Ballard thanked the audience before the screening for being brave enough to watch the film. “You see a lot of tough guys do a lot of crying in these operations because of what we see,” he said.
The 85-minute film uses actual footage of the planning and execution of several operations in Honduras, Colombia and Haiti. It even includes footage of a failed operation in Colombia, where the anti-trafficking team members were unable to obtain a judge’s signature for police to enter and make arrests. They had to call the operation off minutes before traffickers were set to meet with them. The team dejectedly returned home.
The film also shows several successful operations. The team managed to rescue all the children from a corrupt Haitian orphanage where the director sold them for $15,000 each. Ballard began investigating the orphanage after his friend’s son was kidnapped during an LDS Church service.

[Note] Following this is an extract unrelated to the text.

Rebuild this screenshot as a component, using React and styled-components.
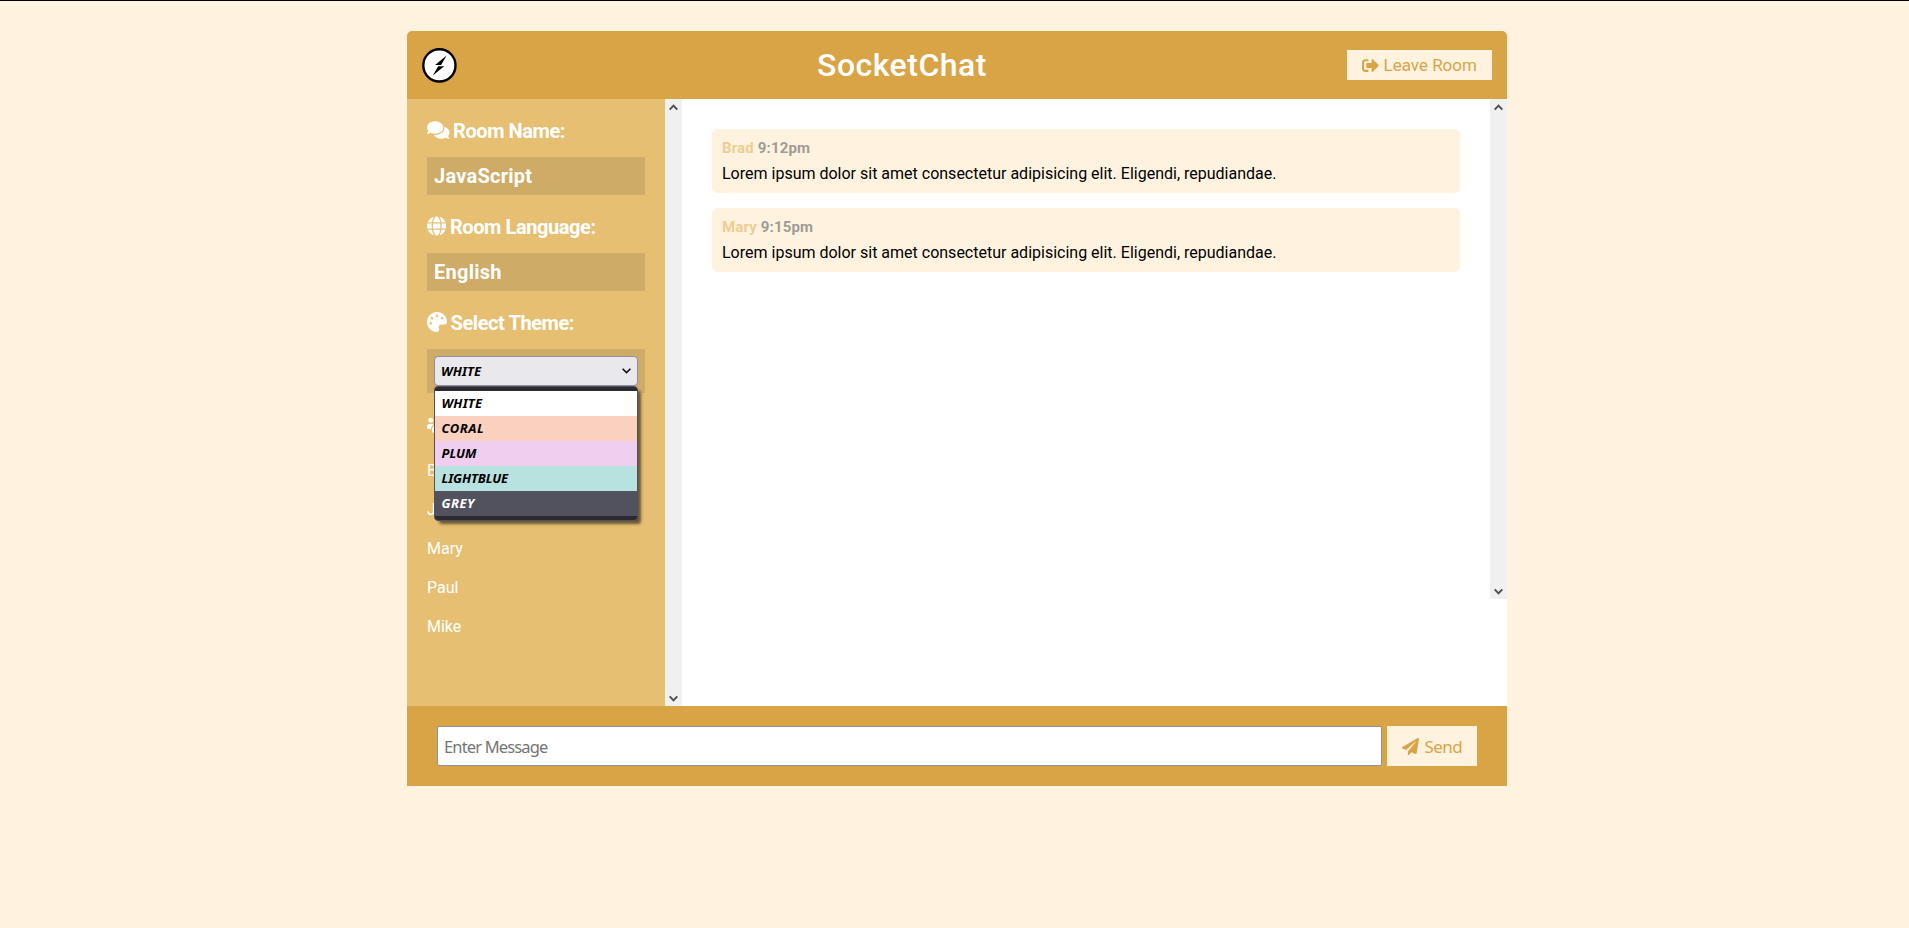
import React from "react";
import styled, { createGlobalStyle } from "styled-components";
import { FaComments, FaGlobe, FaPalette, FaUsers, FaSignOutAlt, FaPaperPlane } from "react-icons/fa";

const c = {
  dark: "#d9a446",
  light: "#e6bf72",
  cream: "#fff3e0",
};

const GlobalStyle = createGlobalStyle`
  *, *::before, *::after { box-sizing: border-box; }
  body {
    margin: 0;
    padding-left: 5px;
    min-height: 100vh;
    border-top: 1px solid #000;
    background: ${c.cream};
    font-family: Roboto, "Liberation Sans", sans-serif;
    font-size: 16px;
    color: #000;
  }
`;

const Container = styled.div`
  width: 1100px;
  margin: 30px auto 0;
`;

const Header = styled.header`
  display: flex;
  align-items: center;
  justify-content: space-between;
  height: 68px;
  padding: 0 15px;
  background: ${c.dark};
  border-radius: 5px 5px 0 0;
`;

const Logo = styled.svg`
  display: block;
  width: 35px;
  height: 35px;
`;

const Title = styled.h1`
  margin: 0;
  font-size: 32px;
  font-weight: 500;
  letter-spacing: 0.5px;
  line-height: 38px;
  color: #fff;
`;

const Button = styled.button`
  display: flex;
  align-items: center;
  gap: ${(p) => p.$gap || "4.5px"};
  width: ${(p) => p.$width};
  height: ${(p) => p.$height};
  flex: none;
  padding: 0 15px;
  border: 0;
  background: ${c.cream};
  color: ${c.dark};
  font-family: ${(p) => p.$font || "inherit"};
  font-size: 17px;
  letter-spacing: ${(p) => p.$spacing || "normal"};
  line-height: 20px;
  white-space: nowrap;

  svg { flex: none; }
`;

const Main = styled.main`
  display: grid;
  grid-template-columns: 275px 825px;
  height: 607px;
`;

const Sidebar = styled.aside`
  display: flex;
  background: ${c.light};
  color: #fff;
`;

const SidebarContent = styled.div`
  flex: 1;
  min-width: 0;
  padding: 20px 20px 60px;
`;

const Heading = styled.h3`
  display: flex;
  align-items: center;
  gap: 3.5px;
  height: 23.4px;
  margin: 0 0 15px;
  padding-top: 1px;
  font-size: 20px;
  font-weight: 700;
  letter-spacing: -0.42px;
  line-height: 22.4px;
  white-space: nowrap;

  svg {
    flex: none;
    width: ${(p) => p.$icon || "20px"};
    height: 20px;
    margin-bottom: 2.4px;
  }
`;

const Field = styled.div`
  margin-bottom: 20px;
  padding: 7px;
  background: rgba(0, 0, 0, 0.1);
`;

const TextField = styled(Field)`
  padding: 8px 7px 6px;
  font-size: 20px;
  font-weight: 700;
  letter-spacing: 0.25px;
  line-height: 23.4px;
`;

const SelectWrap = styled.div`
  position: relative;
  height: 30px;
  font: italic 700 13px/25px "Noto Sans", "DejaVu Sans", sans-serif;
  letter-spacing: 0.1px;
  color: #000;
`;

const SelectBox = styled.div`
  display: flex;
  align-items: center;
  justify-content: space-between;
  height: 30px;
  padding: 1px 6px 0;
  border: 1px solid #8f8f9d;
  border-radius: 4px;
  background: #e9e9ed;
`;

const Options = styled.ul`
  position: absolute;
  top: 30px;
  left: 0;
  right: 0;
  margin: 0;
  padding: 4px 0;
  list-style: none;
  border: 1px solid #52525e;
  border-radius: 4px;
  background: #2b2a33;
  box-shadow: 4px 4px 3px -1px rgba(0, 0, 0, 0.55);
`;

const Option = styled.li`
  height: 25px;
  padding: 0 6.5px;
  background: ${(p) => p.$bg};
  color: ${(p) => p.$color || "#000"};
  letter-spacing: ${(p) => p.$spacing || "0"};
`;

const Users = styled.ul`
  margin: 0;
  padding: 0;
  list-style: none;
`;

const User = styled.li`
  padding: 10px 0;
  line-height: 19px;
`;

const Track = styled.div`
  display: flex;
  flex-direction: column;
  justify-content: space-between;
  align-items: center;
  flex: none;
  width: 17px;
  height: ${(p) => p.$height || "100%"};
  padding: 5px 0 4px;
  background: #f0f0f0;
`;

const Chat = styled.section`
  display: flex;
  background: #fff;
`;

const Messages = styled.div`
  flex: 1;
  padding: 30px;
`;

const Message = styled.article`
  height: 64px;
  margin-bottom: 15px;
  padding: 10px;
  border-radius: 5px;
  background: ${c.cream};
`;

const Meta = styled.p`
  margin: 0 0 7px;
  font-size: 15px;
  font-weight: 700;
  letter-spacing: 0.15px;
  line-height: 18px;
  color: ${c.light};
  opacity: 0.7;

  span { color: #777; }
`;

const Body = styled.p`
  margin: 0;
  line-height: 19px;
`;

const Footer = styled.footer`
  display: flex;
  gap: 5px;
  height: 80px;
  padding: 20px 30px;
  background: ${c.dark};
`;

const Input = styled.input`
  flex: 1;
  min-width: 0;
  height: 40px;
  padding: 0 6px;
  border: 1px solid #8f8f9d;
  border-radius: 2px;
  outline: 0;
  background: #fff;
  font-family: "Noto Sans", "DejaVu Sans", sans-serif;
  font-size: 16.5px;
  letter-spacing: -0.85px;

  &::placeholder { color: #757575; opacity: 1; }
`;

const Label = styled.span`
  padding-top: ${(p) => p.$top || "0"};
`;

const Chevron = ({ up }) => (
  <svg width="9" height="7" viewBox="0 0 9 7" fill="none" stroke="#505050" strokeWidth="2">
    <path d={up ? "M0.7 5.6 4.5 1.6 8.3 5.6" : "M0.7 1.4 4.5 5.4 8.3 1.4"} />
  </svg>
);

const Scrollbar = ({ height }) => (
  <Track $height={height}>
    <Chevron up />
    <Chevron />
  </Track>
);

const themes = [
  { name: "WHITE", bg: "#fff", spacing: "0.2px" },
  { name: "CORAL", bg: "#fad0be", spacing: "0.5px" },
  { name: "PLUM", bg: "#f0ceef" },
  { name: "LIGHTBLUE", bg: "#b7e2e0", spacing: "-0.1px" },
  { name: "GREY", bg: "#52525e", color: "#fff", spacing: "0.5px" },
];

const users = ["Brad", "John", "Mary", "Paul", "Mike"];

const text = "Lorem ipsum dolor sit amet consectetur adipisicing elit. Eligendi, repudiandae.";
const messages = [
  { name: "Brad", time: "9:12pm" },
  { name: "Mary", time: "9:15pm" },
];

export default function App() {
  return (
    <>
      <GlobalStyle />
      <Container>
        <Header>
          <Logo viewBox="0 0 35 35">
            <circle cx="17.4" cy="17.4" r="16.1" fill="#fff" stroke="#000" strokeWidth="2.4" />
            <path d="M24.6 7.6 13.1 16.9H19.1ZM10.8 27.5 22.2 18.2H16.2Z" fill="#000" />
          </Logo>
          <Title>SocketChat</Title>
          <Button $width="145px" $height="30px">
            <FaSignOutAlt size={17} />
            Leave Room
          </Button>
        </Header>
        <Main>
          <Sidebar>
            <SidebarContent>
              <Heading $icon="22.5px">
                <FaComments />
                Room Name:
              </Heading>
              <TextField>JavaScript</TextField>
              <Heading $icon="19.4px">
                <FaGlobe />
                Room Language:
              </Heading>
              <TextField>English</TextField>
              <Heading>
                <FaPalette />
                Select Theme:
              </Heading>
              <Field>
                <SelectWrap>
                  <SelectBox>
                    WHITE
                    <svg width="9" height="6" viewBox="0 0 9 6" fill="none" stroke="#111" strokeWidth="1.6">
                      <path d="M0.6 0.8 4.5 4.6 8.4 0.8" />
                    </svg>
                  </SelectBox>
                  <Options>
                    {themes.map((t) => (
                      <Option key={t.name} $bg={t.bg} $color={t.color} $spacing={t.spacing}>{t.name}</Option>
                    ))}
                  </Options>
                </SelectWrap>
              </Field>
              <Heading $icon="25px">
                <FaUsers />
                Users
              </Heading>
              <Users>
                {users.map((u) => <User key={u}>{u}</User>)}
              </Users>
            </SidebarContent>
            <Scrollbar />
          </Sidebar>
          <Chat>
            <Messages>
              {messages.map((m) => (
                <Message key={m.name}>
                  <Meta>{m.name} <span>{m.time}</span></Meta>
                  <Body>{text}</Body>
                </Message>
              ))}
            </Messages>
            <Scrollbar height="500px" />
          </Chat>
        </Main>
        <Footer>
          <Input placeholder="Enter Message" />
          <Button $width="90px" $height="40px" $gap="5.5px" $font={'"Noto Sans", "DejaVu Sans", sans-serif'} $spacing="-0.6px">
            <FaPaperPlane size={17} />
            <Label $top="2px">Send</Label>
          </Button>
        </Footer>
      </Container>
    </>
  );
}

The boy, Gardy, has yet to be found, but his father, who also attended the screening, said he could live with that fact because his son’s kidnapping led to the rescue of many other children.
After the screening, Ballard presented Heidi Miller as the new president of Operation Underground Railroad’s board of governors. Miller announced “The Abolitionists” will show at all 17 Megaplex Theatres across two states, and all revenue received will be donated back to the organization.
“Studio C” members Stacey Harkey and Mallory Everton shared their reaction to the film. “It was very eye opening. It’s very sad, but … it’s a sad that motivates you to act, something you recognize as a problem and that you can change,” Harkey said.
“I’m really glad that there are people like that out there, doing stuff like this,” Everton said. “There are a lot of evils out there in the world, and I think that we can all do a little bit more to help. The more people who know about O.U.R. Rescue, the better.”